Different setting, same insight. Whether it’s a data-center rack or an iPhone, the move is to stop treating DRAM as the only place real work can happen and start using flash as a slower, much larger extension of it, with software smart enough to hide the seams.

Where this leaves the rest of us

AMD buying MEXT is one more sign that the memory hierarchy is being rebuilt around scarcity. Expensive HBM and DRAM hold the hot working set; cheap NAND catches the overflow; software shuttles data between them. That doesn’t shrink demand for DRAM — the hot tier still has to be fast and there’s never enough of it — but it does change the math on what’s worth keeping, buying, and reselling.

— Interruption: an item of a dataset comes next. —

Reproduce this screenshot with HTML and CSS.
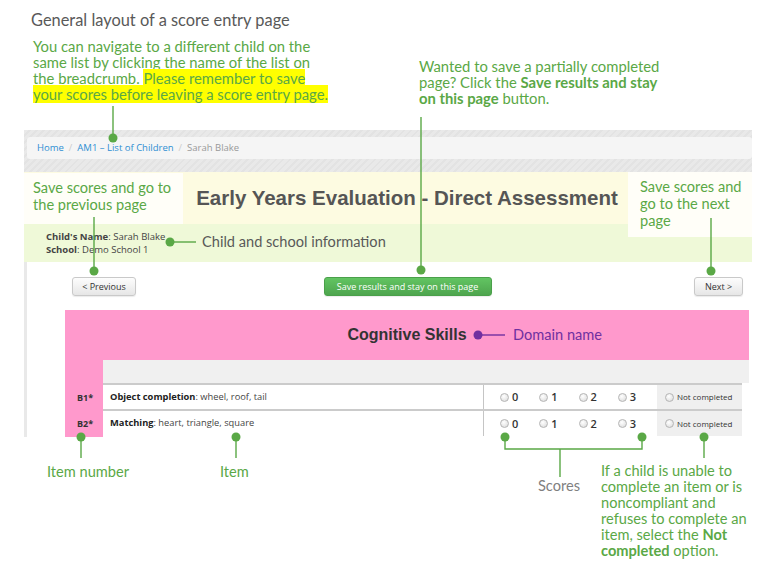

For anyone managing hardware through that shift, the secondary market is doing something interesting. When new DDR5 is scarce and priced like it’s 2026, the server memory and enterprise SSDs sitting in decommissioned gear are worth a real second look before they get wiped and scrapped. Modules that were an afterthought two years ago can carry meaningful resale value in a tight market, and which generation you’re holding (DDR4 versus DDR5) matters more than it used to. If you’re retiring servers, it’s worth knowing what the parts are actually worth now rather than assuming they’re junk.

The tiering trend won’t make memory cheap. It’s a sign of how expensive memory has become — expensive enough that turning flash into part-time DRAM is now a feature worth acquiring a company for.